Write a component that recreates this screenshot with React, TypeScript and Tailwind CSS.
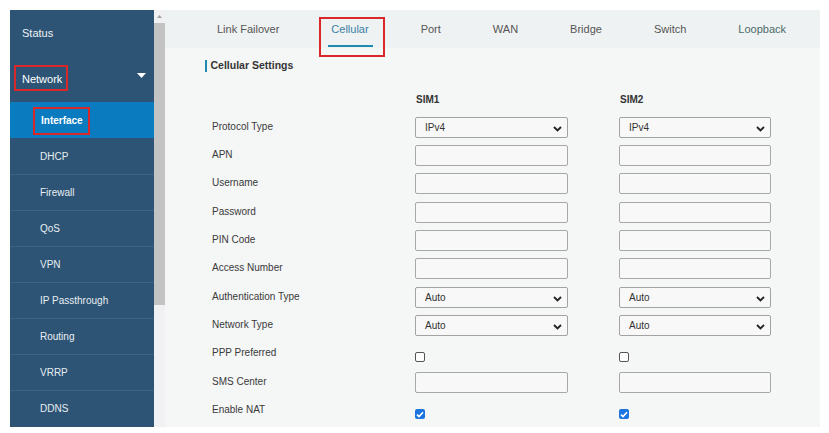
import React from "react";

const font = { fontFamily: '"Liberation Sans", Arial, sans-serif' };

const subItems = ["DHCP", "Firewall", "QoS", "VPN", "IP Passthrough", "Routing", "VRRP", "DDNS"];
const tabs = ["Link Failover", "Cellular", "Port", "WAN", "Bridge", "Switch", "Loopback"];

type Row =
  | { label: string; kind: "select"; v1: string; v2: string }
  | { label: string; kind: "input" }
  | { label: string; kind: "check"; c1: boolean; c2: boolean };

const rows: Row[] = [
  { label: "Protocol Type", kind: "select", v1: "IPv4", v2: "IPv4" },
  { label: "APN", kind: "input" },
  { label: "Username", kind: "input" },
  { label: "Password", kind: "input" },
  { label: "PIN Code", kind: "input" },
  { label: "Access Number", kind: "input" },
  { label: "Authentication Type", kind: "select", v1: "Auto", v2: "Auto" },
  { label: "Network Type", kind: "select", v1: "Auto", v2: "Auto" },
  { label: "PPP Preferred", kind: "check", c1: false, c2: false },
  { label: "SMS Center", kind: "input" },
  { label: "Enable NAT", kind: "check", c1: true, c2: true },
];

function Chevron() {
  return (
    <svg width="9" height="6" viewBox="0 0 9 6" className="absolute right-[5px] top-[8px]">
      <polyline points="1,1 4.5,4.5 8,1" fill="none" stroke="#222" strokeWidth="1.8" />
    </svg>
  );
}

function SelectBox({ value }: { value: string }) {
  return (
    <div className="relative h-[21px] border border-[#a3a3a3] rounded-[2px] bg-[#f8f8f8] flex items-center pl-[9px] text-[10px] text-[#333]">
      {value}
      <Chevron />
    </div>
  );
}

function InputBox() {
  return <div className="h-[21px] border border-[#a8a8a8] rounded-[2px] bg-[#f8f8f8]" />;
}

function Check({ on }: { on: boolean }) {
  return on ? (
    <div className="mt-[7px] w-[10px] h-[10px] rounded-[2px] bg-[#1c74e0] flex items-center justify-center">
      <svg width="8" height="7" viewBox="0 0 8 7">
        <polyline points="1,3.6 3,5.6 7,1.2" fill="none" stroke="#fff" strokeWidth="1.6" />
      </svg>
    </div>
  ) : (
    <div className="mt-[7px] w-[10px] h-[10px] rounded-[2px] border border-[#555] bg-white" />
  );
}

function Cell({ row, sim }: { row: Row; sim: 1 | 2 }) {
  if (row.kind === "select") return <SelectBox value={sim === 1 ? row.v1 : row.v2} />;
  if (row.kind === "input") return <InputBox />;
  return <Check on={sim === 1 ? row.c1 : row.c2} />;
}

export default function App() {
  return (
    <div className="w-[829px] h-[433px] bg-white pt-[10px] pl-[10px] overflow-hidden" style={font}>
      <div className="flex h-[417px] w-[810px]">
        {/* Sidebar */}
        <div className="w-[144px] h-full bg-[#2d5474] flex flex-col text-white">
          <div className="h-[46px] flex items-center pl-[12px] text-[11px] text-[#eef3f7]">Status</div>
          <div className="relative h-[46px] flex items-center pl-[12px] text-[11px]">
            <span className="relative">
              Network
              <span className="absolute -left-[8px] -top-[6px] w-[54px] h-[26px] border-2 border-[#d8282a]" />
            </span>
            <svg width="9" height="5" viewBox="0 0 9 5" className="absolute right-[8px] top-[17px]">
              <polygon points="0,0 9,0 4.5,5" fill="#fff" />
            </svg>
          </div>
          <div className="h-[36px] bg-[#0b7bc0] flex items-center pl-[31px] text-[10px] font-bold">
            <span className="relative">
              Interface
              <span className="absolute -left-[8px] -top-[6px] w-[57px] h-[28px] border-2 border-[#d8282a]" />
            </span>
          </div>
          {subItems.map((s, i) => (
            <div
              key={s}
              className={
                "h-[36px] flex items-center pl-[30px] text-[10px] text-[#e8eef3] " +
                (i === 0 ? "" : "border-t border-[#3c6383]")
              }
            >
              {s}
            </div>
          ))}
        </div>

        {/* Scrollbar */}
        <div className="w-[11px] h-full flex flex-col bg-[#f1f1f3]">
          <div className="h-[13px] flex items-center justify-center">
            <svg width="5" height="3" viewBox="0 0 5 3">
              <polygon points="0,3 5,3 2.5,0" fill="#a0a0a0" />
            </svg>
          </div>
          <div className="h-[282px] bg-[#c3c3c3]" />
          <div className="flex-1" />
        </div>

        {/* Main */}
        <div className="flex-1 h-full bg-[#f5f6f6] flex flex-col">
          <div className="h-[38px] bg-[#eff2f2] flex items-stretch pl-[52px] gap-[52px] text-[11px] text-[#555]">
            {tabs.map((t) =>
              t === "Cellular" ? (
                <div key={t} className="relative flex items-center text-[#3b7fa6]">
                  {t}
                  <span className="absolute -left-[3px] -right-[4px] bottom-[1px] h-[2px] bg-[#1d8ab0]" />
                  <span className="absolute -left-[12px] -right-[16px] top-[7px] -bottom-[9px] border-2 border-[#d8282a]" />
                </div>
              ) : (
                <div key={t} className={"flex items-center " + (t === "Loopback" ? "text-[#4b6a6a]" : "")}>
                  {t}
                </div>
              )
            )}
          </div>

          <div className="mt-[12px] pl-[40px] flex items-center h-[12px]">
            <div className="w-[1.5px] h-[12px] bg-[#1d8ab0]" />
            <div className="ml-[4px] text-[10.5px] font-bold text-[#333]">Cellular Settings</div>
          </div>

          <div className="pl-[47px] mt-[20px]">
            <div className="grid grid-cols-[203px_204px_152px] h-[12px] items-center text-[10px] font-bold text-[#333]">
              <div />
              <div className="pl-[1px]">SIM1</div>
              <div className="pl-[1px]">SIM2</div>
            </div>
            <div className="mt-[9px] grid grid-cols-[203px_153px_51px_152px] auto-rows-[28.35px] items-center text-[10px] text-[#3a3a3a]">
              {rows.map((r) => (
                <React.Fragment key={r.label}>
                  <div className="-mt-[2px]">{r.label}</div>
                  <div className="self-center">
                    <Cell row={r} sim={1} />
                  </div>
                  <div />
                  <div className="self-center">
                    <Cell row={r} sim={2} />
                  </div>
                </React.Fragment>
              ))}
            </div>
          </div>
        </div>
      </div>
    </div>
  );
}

---

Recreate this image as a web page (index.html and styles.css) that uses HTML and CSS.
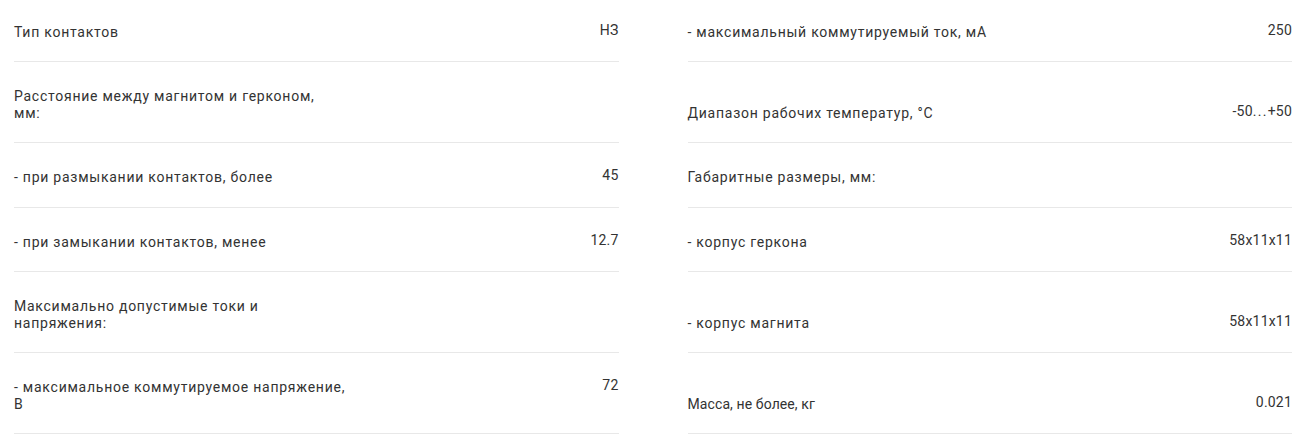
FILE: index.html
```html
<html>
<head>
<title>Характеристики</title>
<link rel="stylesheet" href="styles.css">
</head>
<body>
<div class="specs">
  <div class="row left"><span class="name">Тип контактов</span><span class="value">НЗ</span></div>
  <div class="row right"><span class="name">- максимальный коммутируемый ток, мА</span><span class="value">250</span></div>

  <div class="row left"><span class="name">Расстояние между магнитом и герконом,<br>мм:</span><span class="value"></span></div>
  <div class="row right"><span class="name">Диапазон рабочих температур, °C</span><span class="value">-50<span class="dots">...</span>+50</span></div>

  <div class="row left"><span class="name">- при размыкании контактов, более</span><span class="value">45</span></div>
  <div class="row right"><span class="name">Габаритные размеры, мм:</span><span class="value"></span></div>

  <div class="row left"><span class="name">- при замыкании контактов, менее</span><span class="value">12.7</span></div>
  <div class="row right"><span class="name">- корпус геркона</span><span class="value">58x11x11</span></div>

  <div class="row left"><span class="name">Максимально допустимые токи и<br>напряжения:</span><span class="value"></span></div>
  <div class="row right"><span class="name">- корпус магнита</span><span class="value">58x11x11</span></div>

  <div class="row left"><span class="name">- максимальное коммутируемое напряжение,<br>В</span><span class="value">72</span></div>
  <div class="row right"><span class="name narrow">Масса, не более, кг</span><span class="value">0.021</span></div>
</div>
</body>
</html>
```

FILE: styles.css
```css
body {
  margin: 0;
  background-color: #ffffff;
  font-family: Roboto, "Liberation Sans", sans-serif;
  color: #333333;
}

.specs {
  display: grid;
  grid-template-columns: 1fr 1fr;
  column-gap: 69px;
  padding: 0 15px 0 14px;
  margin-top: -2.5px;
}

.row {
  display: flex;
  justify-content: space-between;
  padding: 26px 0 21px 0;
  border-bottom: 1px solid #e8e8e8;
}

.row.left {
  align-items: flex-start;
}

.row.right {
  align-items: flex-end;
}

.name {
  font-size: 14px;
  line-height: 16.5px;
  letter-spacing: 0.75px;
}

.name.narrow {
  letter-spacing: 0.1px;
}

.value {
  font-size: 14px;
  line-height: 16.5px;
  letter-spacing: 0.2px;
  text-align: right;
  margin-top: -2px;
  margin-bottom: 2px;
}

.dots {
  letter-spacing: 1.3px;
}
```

#### What to produce:
Find all the lines containing "that" in the material, then copy them.

#### Completed task:
Write a component that recreates this screenshot with React, TypeScript and Tailwind CSS.
Recreate this image as a web page (index.html and styles.css) that uses HTML and CSS.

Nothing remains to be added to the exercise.